On 11 February 2008, a fire destroyed the Cloud Gate Dance Theater's studio, costume, props and records dating to 1975 in the production archives. Donations to rebuild totaled NT$370 million (US$12 million) from 175 business groups and 3,973 individuals, while the government donated a former art and education site in Danshui. The Danshui facilities were inaugurated on 19 April 2015. It includes a 450-seat theater, a 1,500 person outdoor theater and two studios.

"Whisper of Flowers," the first new production to be staged after the fire razed and demolished the dance company's rehearsal studio in Bali, was a piece specifically created in celebration of Cloud Gate's 35-year anniversary. The production was first premiered in Chiayi on September 12, 2008.

In 2011, Lin attempted to weave contemporary Taiwanese music and modern love songs into How Can I Live On Without You, to show that the troupe's demographics had changed. Lin announced in November 2017 that he would retire by 2019. Cheng Tsung-lung was named Lin's successor as leader of Cloud Gate.
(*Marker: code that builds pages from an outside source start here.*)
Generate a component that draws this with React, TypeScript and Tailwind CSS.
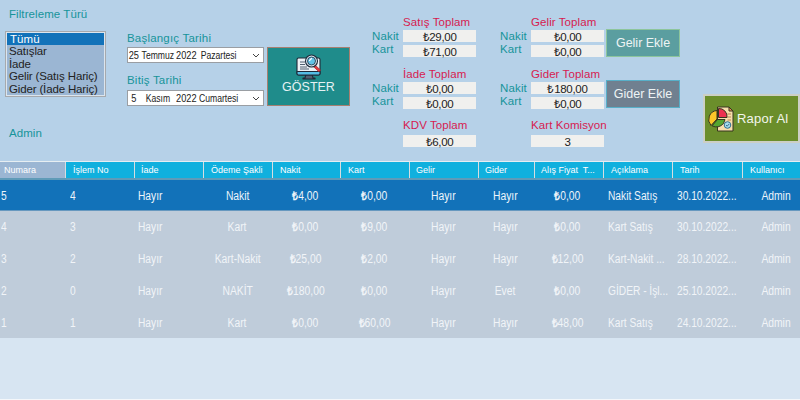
import React from "react";

const columns = [
  { title: "Numara", head: "w-[65px] pl-[4px]", cell: "w-[65px] pl-[1px]", center: false },
  { title: "İşlem No", head: "w-[69px] pl-[7px]", cell: "w-[69px] pl-[5px]", center: false },
  { title: "İade", head: "w-[69px] pl-[6px]", cell: "w-[69px] pl-[4px]", center: false },
  { title: "Ödeme Şakli", head: "w-[69px] pl-[7px]", cell: "w-[69px]", center: true },
  { title: "Nakit", head: "w-[68px] pl-[7px]", cell: "w-[67px]", center: true },
  { title: "Kart", head: "w-[69px] pl-[7px]", cell: "w-[71px]", center: true },
  { title: "Gelir", head: "w-[69px] pl-[6px]", cell: "w-[66px]", center: true },
  { title: "Gider", head: "w-[56px] pl-[6px]", cell: "w-[58px]", center: true },
  { title: "Alış Fiyat  T...", head: "w-[69px] pl-[6px]", cell: "w-[67px]", center: true },
  { title: "Açıklama", head: "w-[69px] pl-[7px]", cell: "w-[71px] pl-[7px]", center: false },
  { title: "Tarih", head: "w-[70px] pl-[7px]", cell: "w-[70px] pl-[5px]", center: false },
  { title: "Kullanıcı", head: "w-[58px] pl-[7px]", cell: "w-[58px] pl-[10px]", center: true },
];

const rows = [
  ["5", "4", "Hayır", "Nakit", "₺4,00", "₺0,00", "Hayır", "Hayır", "₺0,00", "Nakit Satış", "30.10.2022...", "Admin"],
  ["4", "3", "Hayır", "Kart", "₺0,00", "₺9,00", "Hayır", "Hayır", "₺0,00", "Kart Satış", "30.10.2022...", "Admin"],
  ["3", "2", "Hayır", "Kart-Nakit", "₺25,00", "₺2,00", "Hayır", "Hayır", "₺12,00", "Kart-Nakit ...", "28.10.2022...", "Admin"],
  ["2", "0", "Hayır", "NAKİT", "₺180,00", "₺0,00", "Hayır", "Evet", "₺0,00", "GİDER - İşl...", "25.10.2022...", "Admin"],
  ["1", "1", "Hayır", "Kart", "₺0,00", "₺60,00", "Hayır", "Hayır", "₺48,00", "Kart Satış", "24.10.2022...", "Admin"],
];

const filters = ["Tümü", "Satışlar", "İade", "Gelir (Satış Hariç)", "Gider (İade Hariç)"];

function DateField({ day, month, year, weekday }: { day: string; month: string; year: string; weekday: React.ReactNode }) {
  return (
    <div className="flex h-4 w-[137px] items-center border border-[#9a9ea3] bg-white text-[10.5px] leading-[15px] tracking-normal text-[#222]">
      <span className="flex w-[12px] justify-center">
        <span className="scale-x-[0.88]">{day}</span>
      </span>
      <span className="flex w-[36px] justify-center">
        <span className="scale-x-[0.82]">{month}</span>
      </span>
      <span className="w-[23px] origin-left scale-x-[0.88]">{year}</span>
      <span className="w-[48px] origin-left scale-x-[0.82] whitespace-nowrap">{weekday}</span>
      <svg className="ml-auto mr-[3px] h-[5px] w-[8px]" viewBox="0 0 8 5" fill="none" stroke="#444" strokeWidth="1">
        <path d="M1 1l3 3 3-3" />
      </svg>
    </div>
  );
}

function Value({ children }: { children: React.ReactNode }) {
  return (
    <div className="h-3 w-[73px] bg-[#f0f0ee] text-center text-[11.5px] leading-[15px] tracking-[-0.3px] text-[#222]">
      {children}
    </div>
  );
}

function Total({ title, cash, card }: { title: string; cash: string; card: string }) {
  return (
    <div>
      <div className="h-[15px] pl-[31px] text-[11.5px] leading-[15px] tracking-[0.08px] text-[#d61b50]">{title}</div>
      <div className="flex">
        <div className="w-[31px] text-[11.5px] leading-[13px] tracking-[0.15px] text-[#16949a]">
          <div>Nakit</div>
          <div>Kart</div>
        </div>
        <div className="flex flex-col gap-[3px]">
          <Value>{cash}</Value>
          <Value>{card}</Value>
        </div>
      </div>
    </div>
  );
}

function CellText({ text }: { text: string }) {
  if (!text.startsWith("₺")) return <>{text}</>;
  return (
    <>
      <span className="font-bold">₺</span>
      {text.slice(1)}
    </>
  );
}

function SearchMonitor() {
  return (
    <svg className="h-[26px] w-[26px]" viewBox="0 0 26 26" stroke="#202938" strokeWidth="1.1" strokeLinejoin="round">
      <path d="M10 20h6l1 4h2v1H7v-1h2z" fill="#526171" />
      <rect x="1" y="4" width="23" height="17" rx="1.5" fill="#eef2f6" />
      <path d="M1 17.5h23v2q0 1.5-1.5 1.5h-20Q1 21 1 19.500z" fill="#55bee5" />
      <path d="M4 8h5M4 10.500h5M4 13h7M4 15h9" fill="none" stroke="#526171" />
      <path d="M19.500 11.500l5 4.500-1.600 1.800-5-4.800z" fill="#e63b3f" stroke="#a6272f" strokeWidth=".7" />
      <circle cx="15.500" cy="7" r="6" fill="#d7e9f4" />
      <circle cx="15.500" cy="7" r="4" fill="#62c4e8" strokeWidth=".8" />
      <path d="M13.500 6.500l2-2" stroke="#fff" strokeLinecap="round" />
    </svg>
  );
}

function ReportChart() {
  return (
    <svg className="h-[26px] w-[26px] shrink-0" viewBox="0 0 26 26" stroke="#37351f" strokeWidth="1" strokeLinejoin="round">
      <path d="M9.500 1h11.500l4 4v20H9.500z" fill="#f8deac" />
      <path d="M21 1v4h4z" fill="#e88a50" />
      <path d="M19.500 8h3.500M19.500 11h3.500M19.500 14h3.500" stroke="#b78550" />
      <path d="M9 13V4.500a9 9 0 0 0-6 15z" fill="#fcc629" />
      <path d="M9.500 13.500l-5.500 6.300Q10.500 23 15.500 17.500l1.500-4z" fill="#55a630" />
      <path d="M10.500 11.500V2.500a8 8 0 0 1 8.500 9z" fill="#ed3150" />
      <circle cx="19.500" cy="19" r="3.300" fill="#a5dcee" stroke="#316f8d" />
      <path d="M18 19l1.200 1.200 2-2.200" fill="none" stroke="#244f6d" strokeWidth=".8" />
    </svg>
  );
}

export default function App() {
  return (
    <div className="flex h-[400px] w-[800px] flex-col overflow-hidden bg-[#b6d1e8] font-['Liberation_Sans',Arial,sans-serif]">
      <section className="flex h-[161px] items-start whitespace-nowrap">
        <div className="w-[121px] pt-[7px] text-[#16949a]">
          <div className="h-[15px] pl-[9px] text-[11.5px] leading-[15px] tracking-[0.08px]">Filtreleme Türü</div>
          <div className="ml-[5px] mt-[9px] h-[66px] w-[101px] border border-[#a6a9ad] bg-[#9bb6d3] p-px text-[11.5px] text-[#222] outline outline-offset-[-2px] outline-[#dce5ed]">
            {filters.map((name, i) => (
              <div
                key={name}
                className={
                  i === 0
                    ? "h-[12px] bg-[#1272b9] pl-[3px] leading-[13px] tracking-[0.1px] text-white"
                    : "h-[12.7px] pl-[2px] leading-[13px] tracking-[-0.15px]"
                }
              >
                {name}
              </div>
            ))}
          </div>
          <div className="mt-[29px] h-[15px] pl-[9px] text-[11.5px] leading-[15px] tracking-[0.05px]">Admin</div>
        </div>

        <div className="w-[146px] pl-[6px] pt-[31px] text-[11.5px] leading-[15px] tracking-[0.2px] text-[#16949a]">
          <div className="mb-px h-[15px]">Başlangıç Tarihi</div>
          <DateField day="25" month="Temmuz" year="2022" weekday={<span className="pl-[2px]">Pazartesi</span>} />
          <div className="mb-[2px] mt-[10px] h-[15px]">Bitiş Tarihi</div>
          <DateField day="5" month="Kasım" year="2022" weekday="Cumartesi" />
        </div>

        <button className="mt-[47px] flex h-[59px] w-[83px] flex-col items-center border border-[#a77f70] bg-[#1f8c8b] pt-[6px] text-[12.5px] leading-[15px] text-[#e6f2f4]">
          <SearchMonitor />
          <span>GÖSTER</span>
        </button>

        <div className="ml-[22px] flex w-[128px] flex-col pt-[15px]">
          <Total title="Satış Toplam" cash="₺29,00" card="₺71,00" />
          <div className="mt-[10px]">
            <Total title="İade Toplam" cash="₺0,00" card="₺0,00" />
          </div>
          <div className="ml-[31px] mt-[9px]">
            <div className="h-[17px] text-[11.5px] leading-[15px] tracking-[0.08px] text-[#d61b50]">KDV Toplam</div>
            <Value>₺6,00</Value>
          </div>
        </div>

        <div className="flex w-[106px] flex-col pt-[15px]">
          <Total title="Gelir Toplam" cash="₺0,00" card="₺0,00" />
          <div className="mt-[10px]">
            <Total title="Gider Toplam" cash="₺180,00" card="₺0,00" />
          </div>
          <div className="ml-[31px] mt-[9px]">
            <div className="h-[17px] text-[11.5px] leading-[15px] tracking-[0.08px] text-[#d61b50]">Kart Komisyon</div>
            <Value>3</Value>
          </div>
        </div>

        <div className="flex w-[97px] flex-col gap-[23px] pt-[29px] text-[12.5px] text-[#eef4f5]">
          <button className="h-7 w-[74px] border border-[#8dc59c] bg-[#5b9ea0] pt-px">Gelir Ekle</button>
          <button className="h-7 w-[74px] border border-[#58afc8] bg-[#708090]">Gider Ekle</button>
        </div>

        <button className="mt-[94px] flex h-[49px] w-[97px] items-center border-2 border-[#cccfc5] bg-[#6b8e2b] pl-[3px] text-[13px] tracking-[0.2px] text-[#f3f6ed]">
          <ReportChart />
          <span className="ml-[3px]">Rapor Al</span>
        </button>
      </section>

      <section className="flex flex-1 flex-col bg-[#d7e5f2]">
        <div className="flex h-[19px] border-b-2 border-t border-b-[#5f9bb8] border-t-[#e6eef2] text-[9px] leading-[17px] text-white">
          {columns.map((column, i) => (
            <div
              key={column.title}
              className={`${column.head} shrink-0 whitespace-pre ${i === 0 ? "bg-[#9bb6d3]" : "border-l border-[#d7dde0] bg-[#10b0de]"}`}
            >
              {column.title}
            </div>
          ))}
        </div>
        {rows.map((row, i) => (
          <div
            key={row[0]}
            className={`flex shrink-0 items-center pt-px text-[12px] ${i === 0 ? "h-[31px] border-b border-[#6798bf] bg-[#1272b9] text-[#edf5fb]" : "h-[31.750px] bg-[#bfccda] text-[#f1f4f8]"}`}
          >
            {row.map((text, c) => (
              <div key={c} className={`${columns[c].cell} flex shrink-0 whitespace-nowrap ${columns[c].center ? "justify-center" : ""}`}>
                <span className={columns[c].center ? "scale-x-[0.86]" : "origin-left scale-x-[0.85]"}>
                  <CellText text={text} />
                </span>
              </div>
            ))}
          </div>
        ))}
        <div className="mt-auto h-px bg-[#f4f7fa]" />
      </section>
    </div>
  );
}
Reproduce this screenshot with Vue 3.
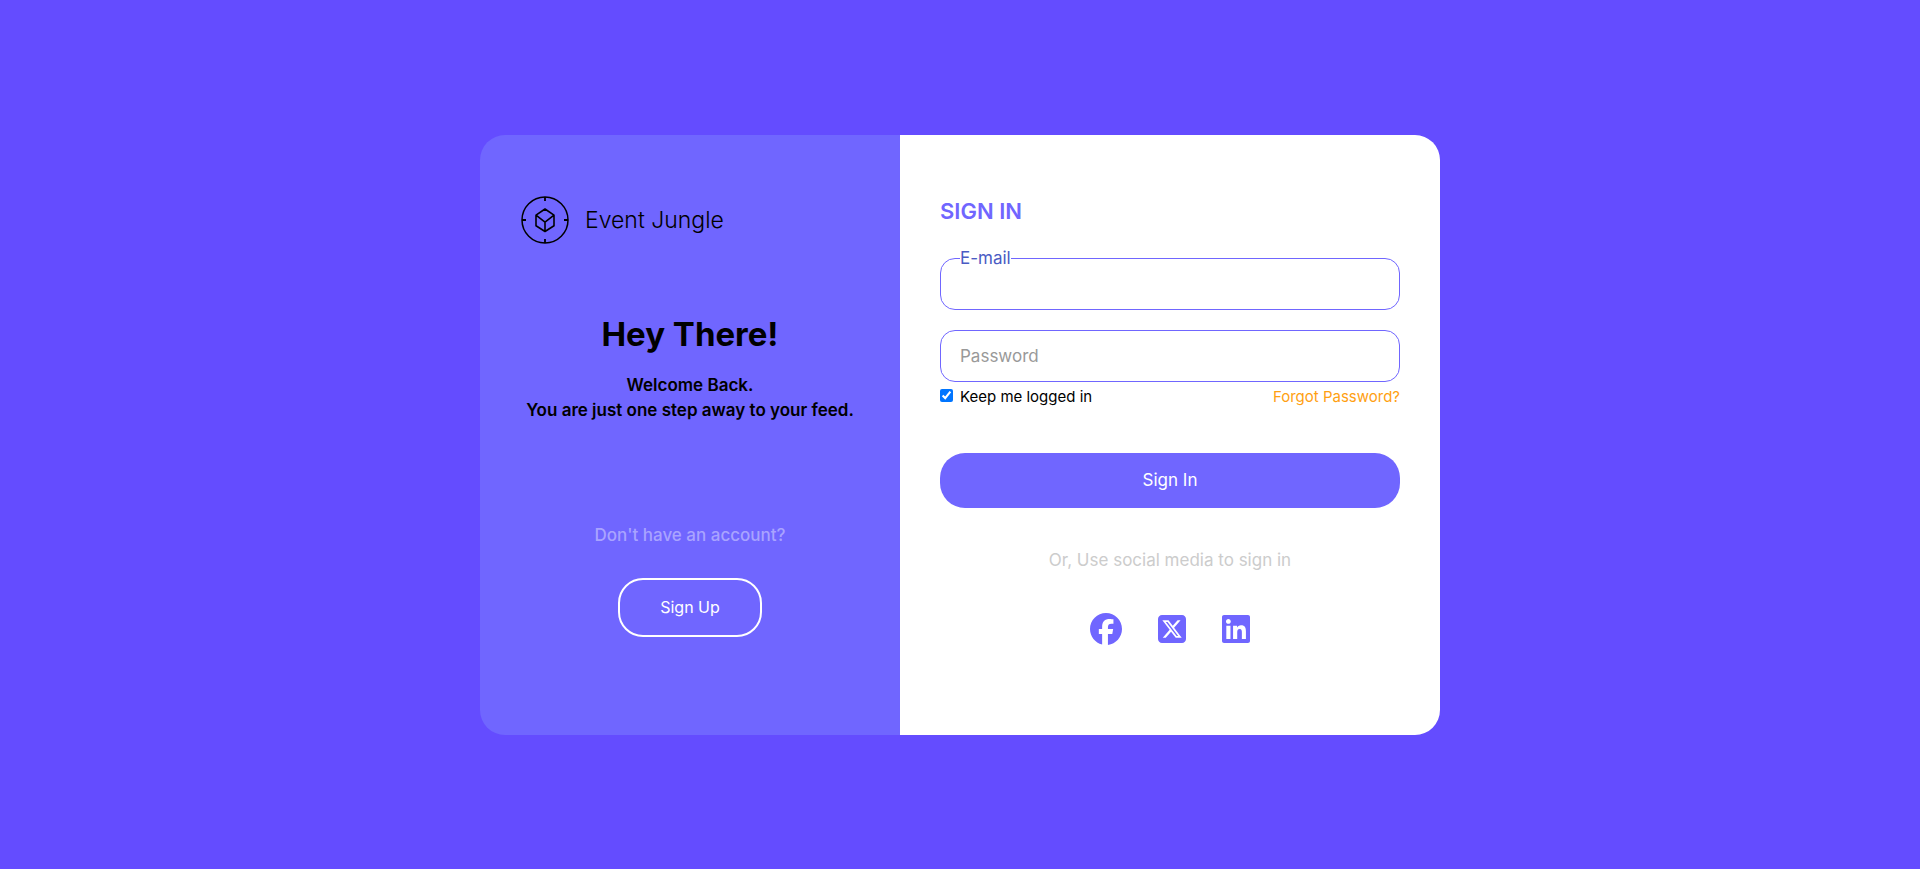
<script setup>
import { ref } from 'vue'

const email = ref('')
const password = ref('')
const keep = ref(true)

const socials = [
  {
    name: 'Facebook',
    box: '0 0 512 512',
    wide: true,
    path: 'M512 256C512 114.6 397.4 0 256 0S0 114.6 0 256C0 376 82.7 476.8 194.2 504.5V334.2H141.4V256h52.8V222.3c0-87.1 39.4-127.5 125-127.5c16.2 0 44.2 3.2 55.7 6.4V172c-6-.6-16.5-1-29.6-1c-42 0-58.2 15.9-58.2 57.2V256h83.6l-14.4 78.2H287V510.1C413.8 494.8 512 386.9 512 256h0z',
  },
  {
    name: 'X',
    box: '0 0 448 512',
    wide: false,
    path: 'M64 32C28.7 32 0 60.7 0 96V416c0 35.3 28.7 64 64 64H384c35.3 0 64-28.7 64-64V96c0-35.3-28.7-64-64-64H64zm297.1 84L257.3 234.6 379.4 396H283.8L209 298.1 123.3 396H75.8l111-126.9L69.7 116h98l67.7 89.5L313.6 116h47.5zM323.3 367.6L153.4 142.9H125.1L296.9 367.6h26.3z',
  },
  {
    name: 'LinkedIn',
    box: '0 0 448 512',
    wide: false,
    path: 'M416 32H31.9C14.3 32 0 46.5 0 64.3v383.4C0 465.5 14.3 480 31.9 480H416c17.6 0 32-14.5 32-32.3V64.3c0-17.8-14.4-32.3-32-32.3zM135.4 416H69V202.2h66.5V416zm-33.2-243c-21.3 0-38.5-17.3-38.5-38.5S80.9 96 102.2 96c21.2 0 38.5 17.3 38.5 38.5 0 21.3-17.2 38.5-38.5 38.5zm282.1 243h-66.4V312c0-24.8-.5-56.7-34.5-56.7-34.6 0-39.9 27-39.9 54.9V416h-66.4V202.2h63.7v29.2h.9c8.9-16.8 30.6-34.5 62.2-34.5 66.5 0 78.9 43.8 78.9 100.9V416z',
  },
]
</script>

<template>
  <main class="page">
    <div class="card">
      <section class="welcome">
        <div class="brand">
          <svg class="logo" viewBox="0 0 50 50" fill="none" stroke="#000" aria-hidden="true">
            <circle cx="25" cy="25" r="23" stroke-width="1.5" />
            <path d="M25 2v4M25 44v4M2 25h4M44 25h4" stroke-width="1.8" />
            <path
              d="M25 14l9 6.2v10.6L25 36.500l-9-5.700V20.200zM16 20.200l9 7 9-7M25 27.200v9"
              stroke-width="1.6"
              stroke-linejoin="round"
            />
          </svg>
          <span class="brand-name">Event Jungle</span>
        </div>
        <h1 class="greeting">Hey There!</h1>
        <p class="lead">Welcome Back.<br />You are just one step away to your feed.</p>
        <p class="ask">Don't have an account?</p>
        <button type="button" class="sign-up">Sign Up</button>
      </section>

      <form class="sign-in" @submit.prevent>
        <h2 class="title">SIGN IN</h2>
        <div class="field">
          <label for="email" class="floating">E-mail</label>
          <input id="email" v-model="email" type="email" class="box" />
        </div>
        <div class="field">
          <input
            id="password"
            v-model="password"
            type="password"
            class="box"
            placeholder="Password"
            aria-label="Password"
          />
        </div>
        <div class="options">
          <label class="keep" for="keep">
            <input id="keep" v-model="keep" type="checkbox" class="tick" />
            <span>Keep me logged in</span>
          </label>
          <a href="#" class="forgot">Forgot Password?</a>
        </div>
        <button type="submit" class="submit">Sign In</button>
        <p class="or">Or, Use social media to sign in</p>
        <nav class="socials">
          <a v-for="s in socials" :key="s.name" href="#" class="social" :aria-label="s.name">
            <svg :viewBox="s.box" class="icon" :class="{ wide: s.wide }"><path :d="s.path" /></svg>
          </a>
        </nav>
      </form>
    </div>
  </main>
</template>

<style>
body {
  margin: 0;
  background: #644cff;
}
</style>

<style scoped>
.page {
  min-height: 100vh;
  display: flex;
  align-items: center;
  justify-content: center;
  font-family: Inter, 'Open Sans', sans-serif;
  font-size: 17px;
  line-height: 24px;
  color: #000;
  background: #644cff;
}
.page * {
  box-sizing: border-box;
}
h1,
h2,
p {
  margin: 0;
}
.card {
  width: 50%;
  min-width: 800px;
  min-height: 600px;
  display: grid;
  grid-template-columns: 7fr 9fr;
}
.welcome {
  display: flex;
  flex-direction: column;
  align-items: center;
  padding: 60px 40px;
  border-radius: 25px 0 0 25px;
  background: #7066ff;
}
.brand {
  align-self: flex-start;
  display: flex;
  align-items: center;
  gap: 15px;
}
.logo {
  width: 50px;
  height: 50px;
}
.brand-name {
  font-size: 23px;
  line-height: 32px;
  font-weight: 300;
}
.greeting {
  margin-top: 65px;
  font-size: 33px;
  line-height: 48px;
  font-weight: 700;
}
.lead {
  margin-top: 15px;
  line-height: 25px;
  font-weight: 600;
  text-align: center;
  white-space: nowrap;
}
.ask {
  margin-top: 100px;
  font-weight: 500;
  color: #a9a3ff;
}
.sign-up {
  margin-top: 31px;
  width: 144px;
  height: 59px;
  border: 2px solid #fff;
  border-radius: 25px;
  background: none;
  color: #fff;
  font: inherit;
  font-size: 16px;
}
.sign-in {
  display: flex;
  flex-direction: column;
  padding: 60px 40px;
  border-radius: 0 25px 25px 0;
  background: #fff;
}
.title {
  font-size: 22px;
  line-height: 32px;
  font-weight: 600;
  color: #7066ff;
}
.field {
  position: relative;
  margin-top: 20px;
}
.title + .field {
  margin-top: 31px;
}
.box {
  display: block;
  width: 100%;
  height: 52px;
  padding: 0 19px;
  border: 1px solid #7066ff;
  border-radius: 15px;
  background: #fff;
  font: inherit;
  outline: none;
}
.box::placeholder {
  color: #999;
  opacity: 1;
}
.floating {
  position: absolute;
  top: -12px;
  left: 20px;
  background: #fff;
  color: #4a5bc4;
}
.options {
  display: flex;
  justify-content: space-between;
  margin-top: 3px;
  font-size: 15px;
}
.keep {
  display: flex;
  align-items: center;
  gap: 7px;
}
.tick {
  width: 13px;
  height: 13px;
  margin: 0 0 3px;
}
.forgot {
  color: #ffa011;
  text-decoration: none;
}
.submit {
  margin-top: 44px;
  height: 55px;
  border: 0;
  border-radius: 25px;
  background: #7066ff;
  color: #fff;
  font: inherit;
}
.or {
  margin-top: 40px;
  text-align: center;
  color: #ccc;
}
.socials {
  display: flex;
  justify-content: center;
  gap: 36px;
  margin-top: 41px;
}
.social {
  display: flex;
}
.icon {
  width: 28px;
  height: 32px;
  fill: #7066ff;
}
.icon.wide {
  width: 32px;
}
</style>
In February 2019, Cloud Gate Dance Theater received the Stef Stefanou Award for Outstanding Company at the National Dance Awards presented by The Critics' Circle of the United Kingdom.

==2020: Lin Hwai-min retires==
In 2017, Lin Hwai-min announced that he would retire in 2020. Lin and the troupe began performing classic works to mark his exit from Cloud Gate, as well as the retirement of the company's senior dancers. Cloud Gate 2 merged with the main troupe on 31 July 2018. Lin's final performance staged at the National Theater and Concert Hall, Taipei featured a collaboration with Chinese choreographer Tao Ye. Lin continued working with Tao and Cheng throughout 2019, ending his career with a performance at National Taichung Theater in October.